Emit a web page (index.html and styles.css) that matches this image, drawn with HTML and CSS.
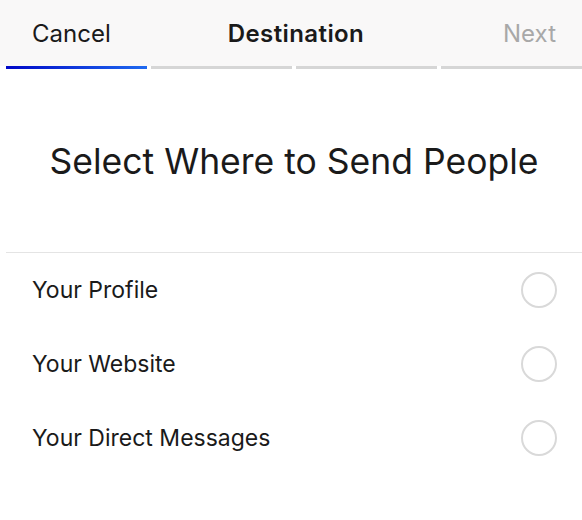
FILE: index.html
```
<!DOCTYPE html>
<html lang="en">
<head>
  <meta charset="UTF-8">
  <title>Destination</title>
  <link rel="stylesheet" href="styles.css">
</head>
<body>

<header class="topbar">
  <div class="nav">
    <span class="nav-cancel">Cancel</span>
    <span class="nav-title">Destination</span>
    <span class="nav-next">Next</span>
  </div>
  <div class="steps">
    <div class="step active"></div>
    <div class="step"></div>
    <div class="step"></div>
    <div class="step"></div>
  </div>
</header>

<h1 class="heading">Select Where to Send People</h1>

<ul class="options">
  <li class="option"><span>Your Profile</span><span class="radio"></span></li>
  <li class="option"><span>Your Website</span><span class="radio"></span></li>
  <li class="option"><span>Your Direct Messages</span><span class="radio"></span></li>
</ul>

</body>
</html>
```

FILE: styles.css
```
body {
  font-family: Inter, "Liberation Sans", sans-serif;
  background: #ffffff;
  color: #1a1a1a;
  margin: 0;
  width: 582px;
}
.topbar {
  background: #f9f8f8;
}
.nav {
  height: 66px;
  display: grid;
  grid-template-columns: 1fr auto 1fr;
  align-items: center;
  padding: 0 26px 0 32px;
  font-size: 24px;
}
.nav-title {
  font-weight: 600;
  letter-spacing: 0.4px;
  padding-left: 4px;
}
.nav-next {
  color: #a8a8a8;
  justify-self: end;
}
.steps {
  display: flex;
  gap: 4px;
  padding-left: 6px;
  background: #ffffff;
}
.step {
  flex: 1;
  height: 3px;
  background: #d6d6d6;
}
.step.active {
  background: linear-gradient(to right, #0008c8, #1f6af0);
}
.heading {
  margin: 0 0 0 6px;
  padding: 71px 0 0;
  height: 112px;
  text-align: center;
  font-size: 35.5px;
  font-weight: 400;
  border-bottom: 1px solid #e4e4e4;
  box-sizing: content-box;
}
.options {
  list-style: none;
  margin: 0;
  padding: 0;
}
.option {
  height: 74px;
  display: flex;
  align-items: center;
  justify-content: space-between;
  padding: 0 25px 0 32px;
  font-size: 23px;
}
.radio {
  width: 32px;
  height: 32px;
  border: 2px solid #d9d9d9;
  border-radius: 50%;
}
```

+ + + + +

- _WHAT IS EXPECTED_
Set down all the data again exactly as above, pictures excluded.

- _TASK OUTPUT_
Emit a web page (index.html and styles.css) that matches this image, drawn with HTML and CSS.
FILE: index.html
```
<!DOCTYPE html>
<html lang="en">
<head>
  <meta charset="UTF-8">
  <title>Destination</title>
  <link rel="stylesheet" href="styles.css">
</head>
<body>

<header class="topbar">
  <div class="nav">
    <span class="nav-cancel">Cancel</span>
    <span class="nav-title">Destination</span>
    <span class="nav-next">Next</span>
  </div>
  <div class="steps">
    <div class="step active"></div>
    <div class="step"></div>
    <div class="step"></div>
    <div class="step"></div>
  </div>
</header>

<h1 class="heading">Select Where to Send People</h1>

<ul class="options">
  <li class="option"><span>Your Profile</span><span class="radio"></span></li>
  <li class="option"><span>Your Website</span><span class="radio"></span></li>
  <li class="option"><span>Your Direct Messages</span><span class="radio"></span></li>
</ul>

</body>
</html>
```

FILE: styles.css
```
body {
  font-family: Inter, "Liberation Sans", sans-serif;
  background: #ffffff;
  color: #1a1a1a;
  margin: 0;
  width: 582px;
}
.topbar {
  background: #f9f8f8;
}
.nav {
  height: 66px;
  display: grid;
  grid-template-columns: 1fr auto 1fr;
  align-items: center;
  padding: 0 26px 0 32px;
  font-size: 24px;
}
.nav-title {
  font-weight: 600;
  letter-spacing: 0.4px;
  padding-left: 4px;
}
.nav-next {
  color: #a8a8a8;
  justify-self: end;
}
.steps {
  display: flex;
  gap: 4px;
  padding-left: 6px;
  background: #ffffff;
}
.step {
  flex: 1;
  height: 3px;
  background: #d6d6d6;
}
.step.active {
  background: linear-gradient(to right, #0008c8, #1f6af0);
}
.heading {
  margin: 0 0 0 6px;
  padding: 71px 0 0;
  height: 112px;
  text-align: center;
  font-size: 35.5px;
  font-weight: 400;
  border-bottom: 1px solid #e4e4e4;
  box-sizing: content-box;
}
.options {
  list-style: none;
  margin: 0;
  padding: 0;
}
.option {
  height: 74px;
  display: flex;
  align-items: center;
  justify-content: space-between;
  padding: 0 25px 0 32px;
  font-size: 23px;
}
.radio {
  width: 32px;
  height: 32px;
  border: 2px solid #d9d9d9;
  border-radius: 50%;
}
```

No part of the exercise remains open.